Memorial garden a sanctuary for native plants and creatures

  • A memorial for Maj. Albert Lauer, USAF, in the Habitat and Memorial Garden in the Santa Rosa Rural (or Pioneer) Cemetery.

It was in early September 2001 that Becky Montgomery, Linda Ross and a two other volunteers began work on the garden.

Within the half-wild expanse of Santa Rosa's old Rural Cemetery, dedicated to the departed, they envisioned their habitat garden as a little affirmation of life, vibrant with blooming shrubs, buzzing bees and butterflies. Here people, perhaps those without graves to visit, could place engraved stones in memory of loved ones.

But quickly, it became something more.

Santa Rosa Memorial And Habitat Garden


Two weeks after they selected the perfect spot in a sunny area at the bottom of the hill, just beyond the Franklin Avenue gate, the terrorist attacks of Sept. 11 occurred, changing everything.

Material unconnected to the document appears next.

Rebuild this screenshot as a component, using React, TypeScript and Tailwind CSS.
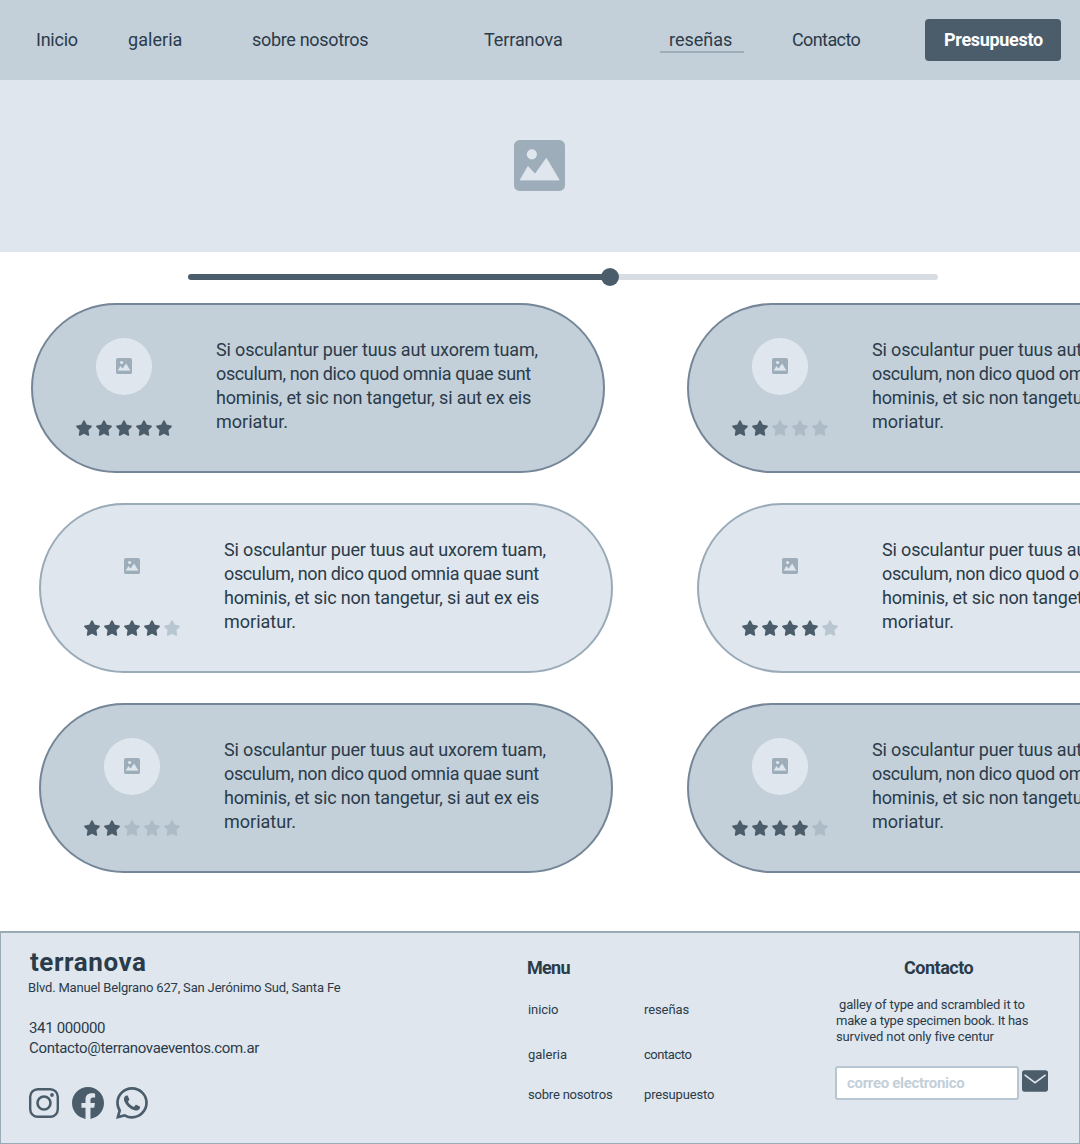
import { BsWhatsapp } from "react-icons/bs";

function ImageGlyph({ className }: { className: string }) {
  return (
    <svg viewBox="0 0 50 50" className={className} aria-hidden="true">
      <rect width="50" height="50" rx="5.5" fill="#9dadba" />
      <circle cx="17.5" cy="14" r="5" fill="#dfe6ee" />
      <path
        d="M6 39.2 13.7 26l7 7.4L31.7 18 44.3 39.2Z"
        fill="#dfe6ee"
        stroke="#dfe6ee"
        strokeWidth="0.8"
        strokeLinejoin="round"
      />
    </svg>
  );
}

function Star({ className }: { className: string }) {
  return (
    <svg viewBox="0 0 16 16" className={`size-4 ${className}`} aria-hidden="true">
      <path
        d="M8 1.2 10.1 5.5 15 6.3 11.5 9.8 12.3 14.9 8 12.7 3.7 14.9 4.5 9.8 1 6.3 5.9 5.5Z"
        fill="currentColor"
        stroke="currentColor"
        strokeWidth="1.8"
        strokeLinejoin="round"
      />
    </svg>
  );
}

type Tone = "dark" | "light";

function Review({ stars, tone }: { stars: number; tone: Tone }) {
  const dark = tone === "dark";
  return (
    <article
      className={`flex h-[170px] w-[574px] shrink-0 rounded-full border-2 pt-[33px] pl-[43px] ${
        dark ? "border-[#748697] bg-[#c3cfd9]" : "border-[#9aabb8] bg-[#dfe6ee]"
      }`}
    >
      <div className="flex w-24 flex-col items-center">
        <div className="mr-[0.5px] flex h-[57px] w-[55.5px] justify-center rounded-full bg-[#dfe6ee] pt-5 pr-[0.5px]">
          <ImageGlyph className="size-4" />
        </div>
        <div className="mt-[25px] flex gap-1">
          {[0, 1, 2, 3, 4].map((i) => (
            <Star
              key={i}
              className={i < stars ? "text-[#4b5d6b]" : dark ? "text-[#adbbc7]" : "text-[#b8c6d1]"}
            />
          ))}
        </div>
      </div>
      <p className="ml-11 text-lg leading-6 whitespace-nowrap">
        <span className="block tracking-[-0.155px]">Si osculantur puer tuus aut uxorem tuam,</span>
        <span className="block tracking-[-0.37px]">osculum, non dico quod omnia quae sunt</span>
        <span className="block tracking-[-0.17px]">hominis, et sic non tangetur, si aut ex eis</span>
        <span className="block">moriatur.</span>
      </p>
    </article>
  );
}

function InstagramIcon() {
  return (
    <svg viewBox="0 0 30 30" className="size-[30px]" fill="none" stroke="#4b5d6b" aria-hidden="true">
      <rect x="1.2" y="1.2" width="27.6" height="27.6" rx="7.6" strokeWidth="2.4" />
      <circle cx="15" cy="15" r="6.5" strokeWidth="2.6" />
      <circle cx="23" cy="7" r="1.9" fill="#4b5d6b" stroke="none" />
    </svg>
  );
}

function FacebookIcon() {
  return (
    <svg viewBox="0 0 24 24" className="size-8" fill="#4b5d6b" aria-hidden="true">
      <path d="M24 12.073c0-6.627-5.373-12-12-12s-12 5.373-12 12c0 5.99 4.388 10.954 10.125 11.854v-8.385H7.078v-3.47h3.047V9.43c0-3.007 1.792-4.669 4.533-4.669 1.312 0 2.686.235 2.686.235v2.953H15.83c-1.491 0-1.956.925-1.956 1.874v2.25h3.328l-.532 3.47h-2.796v8.385C19.612 23.027 24 18.062 24 12.073z" />
    </svg>
  );
}

function MailIcon() {
  return (
    <svg viewBox="0 0 26 22" className="mt-1 h-[22px] w-[26px]" aria-hidden="true">
      <rect y="0.3" width="26" height="21.4" rx="2.6" fill="#4b5d6b" />
      <path d="M2.6 4.9 13 12.7 23.6 4.9" fill="none" stroke="#dfe6ee" strokeWidth="1.5" />
    </svg>
  );
}

export default function App() {
  return (
    <div className="h-[1144px] w-[1080px] overflow-hidden bg-white font-['Roboto',sans-serif] text-[#2a3b49]">
      <header className="flex h-20 items-center bg-[#c3cfd9] pl-9 text-lg leading-6 whitespace-nowrap">
        <a className="w-[92px] tracking-[-0.25px]">Inicio</a>
        <a className="w-[124px] tracking-[0.05px]">galeria</a>
        <a className="w-[232px] tracking-[-0.32px]">sobre nosotros</a>
        <a className="w-44 tracking-[-0.089px]">Terranova</a>
        <a className="h-[26px] w-[84px] border-b-2 border-[#9dadba] pt-px pl-[9px] leading-6">reseñas</a>
        <a className="ml-12 w-[133px] tracking-[-0.605px]">Contacto</a>
        <button className="h-[42px] w-[136px] rounded bg-[#4b5d6b] pl-[19px] text-left font-bold tracking-[-0.31px] text-white">
          Presupuesto
        </button>
      </header>

      <section className="flex h-[172px] justify-center bg-[#dfe6ee] pt-[60px]">
        <ImageGlyph className="mr-px h-[51px] w-[51px]" />
      </section>

      <div className="mt-4 ml-[188px] flex h-[18px] w-[750px] items-center">
        <div className="h-1.5 w-[417px] rounded-l-full bg-[#4b5d6b]" />
        <div className="-ml-1 size-[18px] rounded-full bg-[#4b5d6b]" />
        <div className="h-1.5 flex-1 rounded-r-full bg-[#d8dde4]" />
      </div>

      <main className="mt-[17px] flex flex-col gap-[30px]">
        <div className="flex gap-[82px] pl-[31px]">
          <Review stars={5} tone="dark" />
          <Review stars={2} tone="dark" />
        </div>
        <div className="flex gap-[84px] pl-[39px]">
          <Review stars={4} tone="light" />
          <Review stars={4} tone="light" />
        </div>
        <div className="flex gap-[74px] pl-[39px]">
          <Review stars={2} tone="dark" />
          <Review stars={4} tone="dark" />
        </div>
      </main>

      <footer className="mt-[58px] flex h-[213px] border border-t-2 border-[#9aabb8] bg-[#dfe6ee] whitespace-nowrap">
        <section className="w-[498px] pt-[13px] pl-[27px]">
          <h2 className="pl-0.5 text-[26px] leading-8 font-bold tracking-[0.574px]">terranova</h2>
          <p className="mt-0.5 text-[13px] leading-4 tracking-[-0.17px]">
            Blvd. Manuel Belgrano 627, San Jerónimo Sud, Santa Fe
          </p>
          <p className="mt-[22px] pl-px text-[15px] leading-5 tracking-[-0.34px]">341 000000</p>
          <p className="pl-px text-[15px] leading-5 tracking-[-0.32px]">Contacto@terranovaeventos.com.ar</p>
          <div className="mt-[29px] flex items-center">
            <span className="mr-[13px] ml-px">
              <InstagramIcon />
            </span>
            <FacebookIcon />
            <BsWhatsapp className="ml-3 size-8 text-[#4b5d6b]" />
          </div>
        </section>

        <section className="w-[336px] pt-[23px] pl-7">
          <h3 className="text-lg leading-6 font-bold tracking-[-0.69px]">Menu</h3>
          <div className="mt-[22px] ml-px flex text-[13px] leading-4">
            <ul className="w-[116px]">
              <li className="tracking-[-0.093px]">inicio</li>
              <li className="mt-[29px]">galeria</li>
              <li className="mt-6 tracking-[-0.2px]">sobre nosotros</li>
            </ul>
            <ul>
              <li className="tracking-[-0.1px]">reseñas</li>
              <li className="mt-[29px] tracking-[-0.45px]">contacto</li>
              <li className="mt-6 tracking-[-0.155px]">presupuesto</li>
            </ul>
          </div>
        </section>

        <section className="pt-[23px]">
          <h3 className="pl-[69px] text-lg leading-6 font-bold tracking-[-0.498px]">Contacto</h3>
          <p className="mt-[17px] pl-px text-[13px] leading-4">
            <span className="block pl-[3px] tracking-[-0.15px]">galley of type and scrambled it to</span>
            <span className="block tracking-[-0.24px]">make a type specimen book. It has</span>
            <span className="block tracking-[-0.127px]">survived not only five centur</span>
          </p>
          <div className="mt-[21px] flex">
            <div className="mr-[3px] h-[34px] w-[184px] rounded-[3px] border-2 border-[#b8c6d1] bg-white pl-2.5 text-[15px] leading-[30px] font-bold tracking-[-0.31px] text-[#c3cfd9]">
              correo electronico
            </div>
            <MailIcon />
          </div>
        </section>
      </footer>
    </div>
  );
}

"We all just agreed that this garden will be our affirmation of life," said Montgomery, a retired teacher. "This will be our way of showing we have faith in the future."

The process of preparing the ground and putting in those first plants also proved therapeutic.

"Everybody was so traumatized," remembered Ross, a longtime English instructor at Santa Rosa Junior College. "It was just healing to be in this beautiful space and planting stuff."

They worked through their feelings as they worked the soil. Now, 13 years later, the garden is an endearing racket of native California plants. It serves not just as a memorial garden but as an exuberant affirmation that life goes on.

It can be found next to the familiar Cannonball Memorial, erected a century ago to honor veterans. About five modest memorial stones have so far been placed, half-hidden amid the carpenteria, salvias, phacelias and ceanothus like Easter eggs waiting to be discovered by anyone who walks slowly and looks down.

Among them is a stone to Montgomery's father, Albert Lauer, an Air Force major who disappeared off the coast of Guam in 1958. Beside it she has planted native dogwood and wild strawberries, because he loved strawberries. In spring, irises burst out in blue, his favorite color.